PRINCETON — The Bureau/Putnam County Health Department has issued a health warning that the local region is at an increase risk for West Nile Virus activity after a horse in eastern Bureau County was diagnosed this week with the disease.
On Friday, health department administrator Diana Rawlings confirmed the diagnosis and said the horse had to be put down.
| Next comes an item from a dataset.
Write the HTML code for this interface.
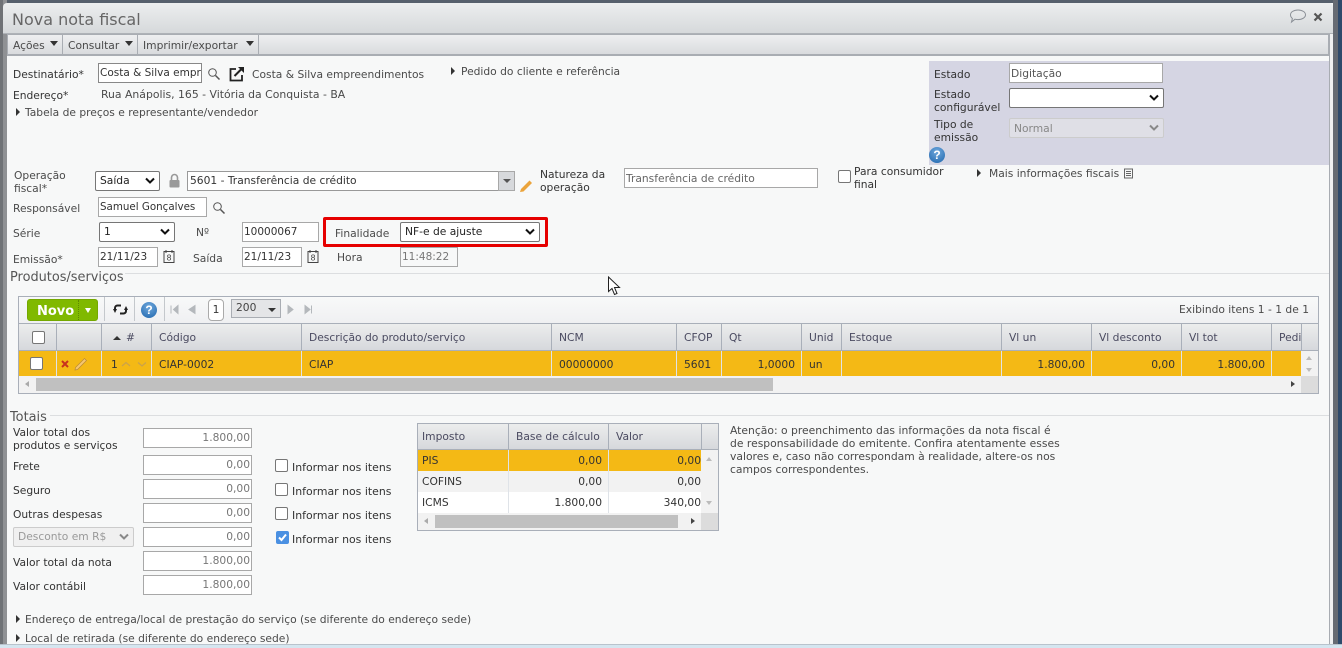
<!DOCTYPE html>
<html><head><meta charset="utf-8"><style>
html,body{margin:0;padding:0}
body{position:relative;width:1342px;height:648px;overflow:hidden;background:#f7f8f8;font:10.7px/13px "DejaVu Sans",sans-serif;color:#333}
div,span,svg{position:absolute;box-sizing:border-box}
.t{white-space:nowrap;height:13px}
.g{color:#4a4a4a}
.f{font-size:10.9px}
.i{background:#fff;border:1px solid #a8a8a8;padding:0 0 0 1px;line-height:18px;white-space:nowrap;overflow:hidden;color:#333}
.r{text-align:right;padding:0 1px 0 0;color:#777}
.s{background:#fff;border:1px solid #767676;border-radius:2px;line-height:18px;padding-left:4px;color:#222;font-size:10.7px}
.s svg{right:4px;top:5px}
.d{background:#ececec;border:1px solid #ccc;color:#999}
.h{background:linear-gradient(#eceded,#d6d8dc);top:323px;height:28px;border-right:1px solid #a9afb9;border-top:1px solid #a9afb9;border-bottom:1px solid #a9afb9;padding:7px 0 0 7px;color:#4a4a60;white-space:nowrap;overflow:hidden}
.c{background:#f4b915;top:351px;height:25px;border-right:1px solid #dfe3e8;padding:7px 6px 0 7px;color:#333;white-space:nowrap;text-align:left}
.n{text-align:right}
.k{width:13px;height:13px;background:#fff;border:1px solid #767676;border-radius:2px}
.tr{width:0;height:0;border-left:4px solid #333;border-top:4px solid transparent;border-bottom:4px solid transparent}
</style></head><body>
<!-- window frame -->
<div style="left:0;top:0;width:1342px;height:3px;background:#56606c"></div>
<div style="left:0;top:0;width:3px;height:648px;background:#6f7276"></div>
<div style="left:3px;top:0;width:4px;height:648px;background:#8f9194"></div>
<div style="left:1333px;top:0;width:5px;height:648px;background:#666b73"></div>
<div style="left:1338px;top:0;width:4px;height:648px;background:#2f4a6b"></div>
<div style="left:1329px;top:34px;width:4px;height:614px;background:#f0f1f2;border-left:1px solid #a8acb2"></div>
<div style="left:3px;top:3px;width:1330px;height:31px;background:linear-gradient(#eceeef,#d6d9db);border-radius:4px 4px 0 0;border-bottom:1px solid #aeb2b7"></div>
<div class="t" style="left:12px;top:10px;font-size:16px;line-height:19px;height:19px;color:#666">Nova nota fiscal</div>
<svg style="left:1289px;top:9px" width="18" height="15" viewBox="0 0 18 15"><path d="M9 1c4.300 0 7.500 2.100 7.500 4.800S13.300 10.600 9 10.600c-1 0-2-.1-3-.4L2.500 13l.9-3.500C2.200 8.600 1.500 7.400 1.500 5.800 1.500 3.100 4.700 1 9 1z" fill="none" stroke="#8a8f96"/></svg>
<svg style="left:1313px;top:12px" width="10" height="10" viewBox="0 0 10 10"><path d="M1.500 1.500l7 7M8.500 1.500l-7 7" stroke="#555" stroke-width="2.200"/></svg>
<!-- toolbar -->
<div style="left:7px;top:34px;width:1322px;height:22px;background:linear-gradient(#eeeff0,#d9dbde);border:1px solid #a9adb3;border-bottom:2px solid #a9adb3"></div>
<div style="left:62px;top:35px;width:1px;height:19px;background:#a9adb3"></div>
<div style="left:137px;top:35px;width:1px;height:19px;background:#a9adb3"></div>
<div style="left:258px;top:35px;width:1px;height:19px;background:#a9adb3"></div>
<div class="t g" style="left:13px;top:39px">Ações</div>
<div style="left:50px;top:41px;border-left:4px solid transparent;border-right:4px solid transparent;border-top:5px solid #333"></div>
<div class="t g" style="left:68px;top:39px">Consultar</div>
<div style="left:125px;top:41px;border-left:4px solid transparent;border-right:4px solid transparent;border-top:5px solid #333"></div>
<div class="t g" style="left:143px;top:39px">Imprimir/exportar</div>
<div style="left:246px;top:41px;border-left:4px solid transparent;border-right:4px solid transparent;border-top:5px solid #333"></div>
<!-- state panel -->
<div style="left:929px;top:61px;width:400px;height:104px;background:#d5d5e3"></div>
<div class="t" style="left:934px;top:68px">Estado</div>
<div class="i g" style="left:1009px;top:63px;width:154px;height:20px;color:#555;line-height:19px">Digitação</div>
<div class="t" style="left:934px;top:88px">Estado</div>
<div class="t" style="left:934px;top:101px">configurável</div>
<div class="s" style="left:1009px;top:88px;width:155px;height:20px"><svg width="10" height="8" viewBox="0 0 10 8"><path d="M1 1.500l4 4 4-4" fill="none" stroke="#111" stroke-width="2"/></svg></div>
<div class="t" style="left:934px;top:118px">Tipo de</div>
<div class="t" style="left:934px;top:131px">emissão</div>
<div class="s d" style="left:1009px;top:118px;width:155px;height:20px;background:#dfdfe6;color:#888;line-height:19px"><span style="position:static">Normal</span><svg width="10" height="8" viewBox="0 0 10 8"><path d="M1 1.500l4 4 4-4" fill="none" stroke="#888" stroke-width="2"/></svg></div>
<div style="left:929px;top:147px;width:16px;height:16px;border-radius:50%;background:radial-gradient(circle at 50% 30%,#6fa8dc,#1f66ad);color:#fff;font:bold 12px/16px 'Liberation Sans',sans-serif;text-align:center">?</div>
<!-- top left -->
<div class="t" style="left:13px;top:68px">Destinatário*</div>
<div class="i" style="left:98px;top:63px;width:104px;height:20px;border-color:#888;font-size:10.500px">Costa &amp; Silva empreendimentos</div>
<svg style="left:207px;top:67px" width="14" height="14" viewBox="0 0 14 14"><circle cx="5.500" cy="5.500" r="3.800" fill="none" stroke="#555" stroke-width="1"/><path d="M8.500 8.500l4 4" stroke="#555" stroke-width="1.500"/></svg>
<svg style="left:228px;top:65px" width="18" height="17" viewBox="0 0 18 17"><path d="M8 4H2.500v11.500H14V10" fill="none" stroke="#222" stroke-width="1.800"/><path d="M6.500 11L14 3.500" stroke="#222" stroke-width="2"/><path d="M10 2h6v6z" fill="#222"/></svg>
<div class="t g" style="left:252px;top:68px">Costa &amp; Silva empreendimentos</div>
<div class="tr" style="left:451px;top:67px"></div>
<div class="t g" style="left:461px;top:65px">Pedido do cliente e referência</div>
<div class="t" style="left:13px;top:89px">Endereço*</div>
<div class="t g" style="left:101px;top:88px;font-size:10.850px">Rua Anápolis, 165 - Vitória da Conquista - BA</div>
<div class="tr" style="left:16px;top:108px"></div>
<div class="t g" style="left:25px;top:106px">Tabela de preços e representante/vendedor</div>
<!-- fiscal -->
<div class="t g" style="left:14px;top:169px">Operação</div>
<div class="t g" style="left:14px;top:182px">fiscal*</div>
<div class="s" style="left:95px;top:171px;width:65px;height:20px">Saída<svg width="10" height="8" viewBox="0 0 10 8"><path d="M1 1.500l4 4 4-4" fill="none" stroke="#111" stroke-width="2"/></svg></div>
<svg style="left:168px;top:173px" width="13" height="15" viewBox="0 0 13 15"><path d="M3.500 7V4.500a3 3 0 0 1 6 0V7" fill="none" stroke="#999" stroke-width="1.600"/><rect x="1.500" y="7" width="10" height="7.500" rx="1" fill="#999"/></svg>
<div class="i" style="left:187px;top:171px;width:328px;height:20px;border-color:#999;padding-left:2px">5601 - Transferência de crédito</div>
<div style="left:498px;top:171px;width:17px;height:20px;background:#d7d9dc;border:1px solid #a8a8a8"></div>
<div style="left:503px;top:179px;border-left:4px solid transparent;border-right:4px solid transparent;border-top:4px solid #555"></div>
<svg style="left:519px;top:178px" width="15" height="15" viewBox="0 0 15 15"><path d="M2 11L10.500 2.500 13 5 4.500 13.500 1 14z" fill="#eba43c"/></svg>
<div class="t" style="left:540px;top:168px">Natureza da</div>
<div class="t" style="left:540px;top:181px">operação</div>
<div class="i g" style="left:624px;top:168px;width:194px;height:20px;color:#666;line-height:19px">Transferência de crédito</div>
<div class="k" style="left:838px;top:170px"></div>
<div class="t" style="left:854px;top:165px">Para consumidor</div>
<div class="t" style="left:854px;top:178px">final</div>
<div class="tr" style="left:977px;top:169px"></div>
<div class="t g" style="left:989px;top:167px">Mais informações fiscais</div>
<svg style="left:1123px;top:168px" width="11" height="11" viewBox="0 0 11 11"><path d="M1.500 1h8v9h-8zM3 3.500h5M3 5.500h5M3 7.500h5" fill="none" stroke="#666"/></svg>
<div class="t g" style="left:13px;top:202px">Responsável</div>
<div class="i" style="left:98px;top:197px;width:109px;height:20px;font-size:10.300px">Samuel Gonçalves</div>
<svg style="left:212px;top:201px" width="14" height="14" viewBox="0 0 14 14"><circle cx="5.500" cy="5.500" r="3.800" fill="none" stroke="#555" stroke-width="1"/><path d="M8.500 8.500l4 4" stroke="#555" stroke-width="1.500"/></svg>
<div class="t g" style="left:13px;top:227px">Série</div>
<div class="s" style="left:99px;top:222px;width:76px;height:20px">1<svg width="10" height="8" viewBox="0 0 10 8"><path d="M1 1.500l4 4 4-4" fill="none" stroke="#111" stroke-width="2"/></svg></div>
<div class="t g" style="left:196px;top:226px">Nº</div>
<div class="i" style="left:242px;top:222px;width:77px;height:20px;font-size:10.500px">10000067</div>
<div style="left:323px;top:217px;width:225px;height:30px;border:3px solid #e60000;border-radius:2px"></div>
<div class="t g" style="left:335px;top:227px">Finalidade</div>
<div class="s" style="left:400px;top:222px;width:140px;height:20px">NF-e de ajuste<svg width="10" height="8" viewBox="0 0 10 8"><path d="M1 1.500l4 4 4-4" fill="none" stroke="#111" stroke-width="2"/></svg></div>
<div class="t g" style="left:13px;top:253px">Emissão*</div>
<div class="i" style="left:98px;top:247px;width:60px;height:20px;font-size:10.500px">21/11/23</div>
<svg style="left:163px;top:249px" width="12" height="14" viewBox="0 0 12 14"><path d="M1 2.500h10v11H1zM3 1v3M9 1v3" fill="none" stroke="#444"/><text x="6" y="11.500" font-size="8" text-anchor="middle" fill="#444" font-family="DejaVu Sans">8</text></svg>
<div class="t g" style="left:193px;top:252px">Saída</div>
<div class="i" style="left:242px;top:247px;width:60px;height:20px;font-size:10.500px">21/11/23</div>
<svg style="left:307px;top:249px" width="12" height="14" viewBox="0 0 12 14"><path d="M1 2.500h10v11H1zM3 1v3M9 1v3" fill="none" stroke="#444"/><text x="6" y="11.500" font-size="8" text-anchor="middle" fill="#444" font-family="DejaVu Sans">8</text></svg>
<div class="t g" style="left:337px;top:251px">Hora</div>
<div class="i" style="left:400px;top:247px;width:58px;height:20px;color:#777;background:#f7f8f8;font-size:10.500px">11:48:22</div>
<!-- Produtos -->
<div style="left:125px;top:273px;width:1204px;height:1px;background:#dcdee0"></div>
<div class="t" style="left:10px;top:270px;font-size:12.900px;height:15px;line-height:15px;color:#555">Produtos/serviços</div>
<svg style="left:607px;top:276px" width="15" height="20" viewBox="0 0 15 20"><path d="M1.500 1v14.500l3.500-3 2.500 6 2.500-1-2.500-6h5z" fill="#fff" stroke="#222"/></svg>
<!-- grid -->
<div style="left:18px;top:296px;width:1301px;height:98px;background:#f2f2f2;border:1px solid #a9afb9"></div>
<div style="left:19px;top:297px;width:1299px;height:26px;background:linear-gradient(#f8f9f9,#eff0f2)"></div>
<div style="left:27px;top:299px;width:71px;height:22px;background:#80b900;border:1px solid #74a800;border-radius:3px;color:#fff;font:bold 13px/24px 'DejaVu Sans',sans-serif;padding-left:9px">Novo</div>
<div style="left:78px;top:300px;width:1px;height:20px;border-left:1px dotted #5e8a00"></div>
<div style="left:85px;top:308px;border-left:3px solid transparent;border-right:3px solid transparent;border-top:5px solid #fff"></div>
<div style="left:104px;top:297px;width:1px;height:24px;background:#c4c8cc"></div>
<div style="left:134px;top:297px;width:1px;height:24px;background:#c4c8cc"></div>
<div style="left:164px;top:297px;width:1px;height:24px;background:#c4c8cc"></div>
<svg style="left:113px;top:303px" width="15" height="13" viewBox="0 0 15 13"><path d="M2 7V5a2.500 2.500 0 0 1 2.500-2.500H8M13 6v2a2.500 2.500 0 0 1-2.500 2.500H7" fill="none" stroke="#222" stroke-width="2"/><path d="M0 6h4L2 10zM11 7h4L13 3z" fill="#222"/></svg>
<div style="left:141px;top:302px;width:16px;height:16px;border-radius:50%;background:radial-gradient(circle at 50% 30%,#6fa8dc,#1f66ad);color:#fff;font:bold 12px/16px 'Liberation Sans',sans-serif;text-align:center">?</div>
<svg style="left:170px;top:304px" width="26" height="11" viewBox="0 0 26 11"><path d="M1 1.500v8M8 1.500v8L3.500 5.500zM25 1.500v8L19 5.500z" fill="#b4b8bc" stroke="#b4b8bc"/></svg>
<div style="left:208px;top:299px;width:16px;height:22px;background:#fff;border:1px solid #aaa;border-radius:4px;text-align:center;line-height:20px">1</div>
<div style="left:231px;top:299px;width:50px;height:19px;background:#e4e5e7;border:1px solid #a9adb3;line-height:15px;padding-left:4px;color:#444">200</div>
<div style="left:268px;top:308px;border-left:4px solid transparent;border-right:4px solid transparent;border-top:4px solid #333"></div>
<svg style="left:287px;top:304px" width="26" height="11" viewBox="0 0 26 11"><path d="M1 1.500v8L6 5.500zM18 1.500v8L23 5.500zM24.500 1.500v8" fill="#b4b8bc" stroke="#b4b8bc"/></svg>
<div class="t g" style="left:1168px;top:303px;width:141px;text-align:right">Exibindo itens 1 - 1 de 1</div>
<!-- header -->
<div class="h" style="left:19px;width:38px"></div>
<div class="k" style="left:32px;top:331px"></div>
<div class="h" style="left:57px;width:45px"></div>
<div class="h" style="left:102px;width:50px;padding-left:24px">#</div>
<div style="left:113px;top:336px;border-left:4px solid transparent;border-right:4px solid transparent;border-bottom:4px solid #333"></div>
<div class="h" style="left:152px;width:150px">Código</div>
<div class="h" style="left:302px;width:250px">Descrição do produto/serviço</div>
<div class="h" style="left:552px;width:125px">NCM</div>
<div class="h" style="left:677px;width:45px">CFOP</div>
<div class="h" style="left:722px;width:80px">Qt</div>
<div class="h" style="left:802px;width:40px">Unid</div>
<div class="h" style="left:842px;width:160px">Estoque</div>
<div class="h" style="left:1002px;width:90px">Vl un</div>
<div class="h" style="left:1092px;width:90px">Vl desconto</div>
<div class="h" style="left:1182px;width:90px">Vl tot</div>
<div class="h" style="left:1272px;width:30px">Pedi</div>
<div class="h" style="left:1302px;width:16px;border-right:0"></div>
<!-- row -->
<div class="c" style="left:19px;width:38px"></div>
<div class="k" style="left:30px;top:357px"></div>
<div class="c" style="left:57px;width:45px"></div>
<svg style="left:61px;top:360px" width="8" height="8" viewBox="0 0 8 8"><path d="M1 1l6 6M7 1L1 7" stroke="#c8321e" stroke-width="2"/></svg>
<svg style="left:74px;top:357px" width="14" height="14" viewBox="0 0 14 14"><path d="M1.500 10.500L10.500 1.500l2 2L3.500 12.500 1 13z" fill="#f6c66f" stroke="#b98a35" stroke-width=".7"/></svg>
<div class="c" style="left:102px;width:50px;padding-left:9px">1</div>
<svg style="left:121px;top:361px" width="26" height="6" viewBox="0 0 26 6"><path d="M1 5l4-3.500L9 5M17 1.500L21 5l4-3.500" fill="none" stroke="#c9a24d" stroke-width="1.200"/></svg>
<div class="c" style="left:152px;width:150px">CIAP-0002</div>
<div class="c" style="left:302px;width:250px">CIAP</div>
<div class="c" style="left:552px;width:125px">00000000</div>
<div class="c" style="left:677px;width:45px">5601</div>
<div class="c n" style="left:722px;width:80px">1,0000</div>
<div class="c" style="left:802px;width:40px">un</div>
<div class="c" style="left:842px;width:160px"></div>
<div class="c n" style="left:1002px;width:90px">1.800,00</div>
<div class="c n" style="left:1092px;width:90px">0,00</div>
<div class="c n" style="left:1182px;width:90px">1.800,00</div>
<div class="c" style="left:1272px;width:29px;border-right:0"></div>
<div style="left:1306px;top:356px;border-left:3.500px solid transparent;border-right:3.500px solid transparent;border-bottom:4px solid #bbb"></div>
<div style="left:1306px;top:368px;border-left:3.500px solid transparent;border-right:3.500px solid transparent;border-top:4px solid #bbb"></div>
<div style="left:36px;top:378px;width:737px;height:13px;background:#c0c0c0"></div>
<div style="left:25px;top:381px;border-right:4px solid #aaa;border-top:3.500px solid transparent;border-bottom:3.500px solid transparent"></div>
<div style="left:1291px;top:381px;border-left:4px solid #444;border-top:3.500px solid transparent;border-bottom:3.500px solid transparent"></div>
<div style="left:1301px;top:376px;width:17px;height:17px;background:#dcdcdc"></div>
<!-- Totais -->
<div style="left:50px;top:415px;width:1279px;height:1px;background:#dcdee0"></div>
<div class="t" style="left:10px;top:410px;font-size:12.900px;height:15px;line-height:15px;color:#555">Totais</div>
<div class="t" style="left:13px;top:426px">Valor total dos</div>
<div class="t" style="left:13px;top:439px">produtos e serviços</div>
<div class="t" style="left:13px;top:460px">Frete</div>
<div class="t" style="left:13px;top:484px">Seguro</div>
<div class="t" style="left:13px;top:508px">Outras despesas</div>
<div class="t" style="left:13px;top:556px">Valor total da nota</div>
<div class="t" style="left:13px;top:580px">Valor contábil</div>
<div class="i r" style="left:143px;top:428px;width:109px;height:20px">1.800,00</div>
<div class="i r" style="left:143px;top:455px;width:109px;height:20px">0,00</div>
<div class="i r" style="left:143px;top:479px;width:109px;height:20px">0,00</div>
<div class="i r" style="left:143px;top:503px;width:109px;height:20px">0,00</div>
<div class="s d" style="left:13px;top:527px;width:121px;height:20px;background:#f0f0f0">Desconto em R$<svg width="10" height="8" viewBox="0 0 10 8"><path d="M1 1.500l4 4 4-4" fill="none" stroke="#888" stroke-width="2"/></svg></div>
<div class="i r" style="left:143px;top:527px;width:109px;height:20px">0,00</div>
<div class="i r" style="left:143px;top:551px;width:109px;height:20px">1.800,00</div>
<div class="i r" style="left:143px;top:575px;width:109px;height:20px">1.800,00</div>
<div class="k" style="left:275px;top:459px"></div><div class="t f" style="left:292px;top:461px">Informar nos itens</div>
<div class="k" style="left:275px;top:483px"></div><div class="t f" style="left:292px;top:485px">Informar nos itens</div>
<div class="k" style="left:275px;top:507px"></div><div class="t f" style="left:292px;top:509px">Informar nos itens</div>
<div class="k" style="left:276px;top:531px;background:#4a90e2;border-color:#4a90e2"></div>
<svg style="left:276px;top:531px" width="13" height="13" viewBox="0 0 13 13"><path d="M3 6.500l2.500 2.500L10 3.500" fill="none" stroke="#fff" stroke-width="2"/></svg>
<div class="t f" style="left:292px;top:533px">Informar nos itens</div>
<!-- tax grid -->
<div style="left:417px;top:423px;width:302px;height:108px;background:#f2f2f2;border:1px solid #a9afb9"></div>
<div class="h" style="left:418px;top:424px;width:91px;height:26px;border-top:0;padding-top:6px;padding-left:4px">Imposto</div>
<div class="h" style="left:509px;top:424px;width:100px;height:26px;border-top:0;padding-top:6px">Base de cálculo</div>
<div class="h" style="left:609px;top:424px;width:93px;height:26px;border-top:0;padding-top:6px">Valor</div>
<div class="h" style="left:702px;top:424px;width:16px;height:26px;border:0;border-bottom:1px solid #a9afb9"></div>
<div class="c" style="left:418px;top:450px;width:91px;height:21px;padding:4px 4px 0">PIS</div>
<div class="c n" style="left:509px;top:450px;width:100px;height:21px;padding:4px 6px 0 0">0,00</div>
<div class="c n" style="left:609px;top:450px;width:92px;height:21px;padding:4px 0 0 0;border:0">0,00</div>
<div class="c" style="left:418px;top:471px;width:91px;height:21px;padding:4px 4px 0;background:#f2f2f2">COFINS</div>
<div class="c n" style="left:509px;top:471px;width:100px;height:21px;padding:4px 6px 0 0;background:#f2f2f2">0,00</div>
<div class="c n" style="left:609px;top:471px;width:92px;height:21px;padding:4px 0 0 0;background:#f2f2f2;border:0">0,00</div>
<div class="c" style="left:418px;top:492px;width:91px;height:21px;padding:4px 4px 0;background:#fff">ICMS</div>
<div class="c n" style="left:509px;top:492px;width:100px;height:21px;padding:4px 6px 0 0;background:#fff">1.800,00</div>
<div class="c n" style="left:609px;top:492px;width:92px;height:21px;padding:4px 0 0 0;background:#fff;border:0">340,00</div>
<div style="left:435px;top:515px;width:243px;height:13px;background:#c0c0c0"></div>
<div style="left:424px;top:518px;border-right:4px solid #aaa;border-top:3.500px solid transparent;border-bottom:3.500px solid transparent"></div>
<div style="left:691px;top:518px;border-left:4px solid #444;border-top:3.500px solid transparent;border-bottom:3.500px solid transparent"></div>
<div style="left:701px;top:513px;width:17px;height:17px;background:#dcdcdc"></div>
<div style="left:706px;top:457px;border-left:3.500px solid transparent;border-right:3.500px solid transparent;border-bottom:4px solid #bbb"></div>
<div style="left:706px;top:501px;border-left:3.500px solid transparent;border-right:3.500px solid transparent;border-top:4px solid #bbb"></div>
<div class="t g" style="left:730px;top:424px;font-size:10.780px">Atenção: o preenchimento das informações da nota fiscal é</div>
<div class="t g" style="left:730px;top:437px;font-size:10.780px">de responsabilidade do emitente. Confira atentamente esses</div>
<div class="t g" style="left:730px;top:450px;font-size:10.780px">valores e, caso não correspondam à realidade, altere-os nos</div>
<div class="t g" style="left:730px;top:463px;font-size:10.780px">campos correspondentes.</div>
<!-- bottom -->
<div class="tr" style="left:16px;top:615px"></div>
<div class="t g" style="left:25px;top:613px">Endereço de entrega/local de prestação do serviço (se diferente do endereço sede)</div>
<div class="tr" style="left:16px;top:634px"></div>
<div class="t g" style="left:25px;top:632px">Local de retirada (se diferente do endereço sede)</div>
<div style="left:0;top:644px;width:1342px;height:4px;background:#d5e6f0;border-top:1px solid #b9c3cc"></div>
</body></html>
The diagnoses of the animal has placed the entire area at an increase risk for human cases, she said.
Residents are urged to use insect repellent, even if they do not see mosquitoes, Rawlings said.
Other precautions include reducing exposure to mosquitoes by avoid being outdoors when mosquitoes are most active, especially between dusk and dawn; repelling mosquitoes by wearing shoes, socks, long pants and long-sleeved shirts when outdoors, in addition to insect repellent; and reporting areas of stagnant water to local health or municipal officials.
One misconception that she would like to clear up is the idea that West Nile Virus has been around the area long enough that people have built up an immunity to the disease. That is absolutely not true, she said.
In fact, studies show that only 5 to 7 percent of people have built up any immunity to the disease, which means 93 to 95 percent of people have not, Rawlings said.
Also, people should realize that more and more people are entering into the high risk level, of age 50 years and older, for West Nile Virus as the population ages, Rawlings said, adding with the hot weather the region has been experiencing and with the increased mosquito activity, there is a definite possibility to see human WNV cases.
As detailed by the Illinois Department of Public Health, symptoms of West Nile Virus include fever, nausea, headache and muscle aches. Symptoms may last from a few days to a few weeks. However, four out of five people infected with West Nile virus will not show any symptoms. In rare cases, severe illness including meningitis or encephalitis, or even death, can occur.